Venice played a fleeting yet poignant role in Gabrielle Chanel’s life and these jewels capture the scenes of the floating city that the impressionable young Gabrielle would no doubt have soaked up. Gabrielle Chanel first visited Venice in 1920, shortly after the death of the love of her life, Boy Capel. Chanel returned to Venice in 1929 for the burial of her friend Sergei Diaghilev. She paid for the funeral and its elaborate all-white gondola cortege as the director of the Ballets Russes travelled to the San Michele island cemetery, his final resting place.
Evocative, haunting, otherworldly and dazzling, the 70 one-of-a-kind Escale à Venise jewels capture the spirit of Venice. Under the direction of Patrice Leguéreau, in charge of Jewellery Creation at Chanel, dreamlike Venice drifts into Place Vendôme. Like the city itself, where water yields to land, all is not as it seems. Shards of light bounce off unexpected surfaces, caught out of the corner of the eye. Diamonds flow out in soft ripples from around Gabrielle’s emblematic camellia and planes of perfect blue lapis lazuli create a tantalisingly fractured reality.
My favourite pieces are from the Volute Vénitienne set that are one of the most literal interpretations of the city. A pair of earrings feature the blue and white striped gondolier’s mooring poles that dissolve into scintillating diamond reflections, just as they would appear on a bright day, the solid wood sinking into the lapping waters of the lagoon. I can imagine Gabrielle herself wearing the three-strand Volute Vénitienne necklace. Just as Gabrielle transformed the overlooked and mundane into something new and elegant, so the necklace combines pearls with chunky anchor chain links and striped mooring poles and little diamond-studded buoys for a new take on chic.
The Constellation Astrale set is another vivid memento of Venice. One glance at the deep blue lapis lazuli necklace studded with diamond stars and a vibrant yellow sapphires is uncannily familiar. The subtlety of this collection is revealed when you discover that the design was inspired by night sky on the façade of St. Mark’s basilica featuring the famous golden winged lion of Venice.
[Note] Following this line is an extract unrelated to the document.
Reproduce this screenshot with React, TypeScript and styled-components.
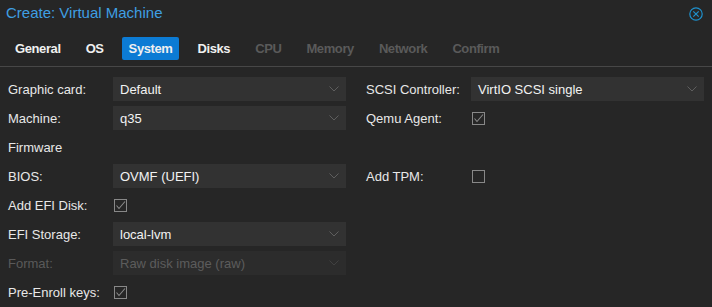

Architecture is also present in the Eblouissante set. As light as the setting sun playing on water, the Eblouissante necklace and earrings delicately weave together a geometric design of pink spinels, white diamonds and pearls. The symmetry of this set is a tribute to the rich decorations on the palace façades and the colourful marble floors of the churches of Venice.
Elements of Gabrielle’s life are present throughout the collection. In the Camélia Vénitien set, rock crystal mimicks the famous glass works of Murano Island and garlands of rose gold remind us of the sumptuous gilt mirrors found in the palazzos of the Gran Canale. Adapting materials and techniques shows a new facet to the famous camellia, Gabrielle’s favourite flower.
The diamond-set Camélia Baroque set echoes the magnificence and unimaginable opulence of Venice at its zenith when all the wealth of the world was traded through this small island state. The Camélia Baroque captures the spirit of the exoticism and sophistication of this era with an open ring featuring a vibrant emerald and diamond-set camellia, framed in black onyx.
No Chanel jewellery collection would be complete with a lion, the symbol of St Mark, patron saint of Venice and whose relics rest in the Basilica. The Lion Emblematique set glows with the fire of diamonds and yellow sapphires. The central medallion features a lion, a reminder of the power of this key nation in the history of Europe and beyond.
Lions are hidden in the intricate designs of the Secret rings. A majestic blue 30.92-carat sapphire is flanked by two diamond lion heads, facing out as if protecting the precious gem. A diamond-pavéd lion stands guard by a 10.07-carat D colour Flawless Type IIA pear-cut diamond. The lion was dear to Gabrielle Chanel as well as being the archetypal symbol of Venice.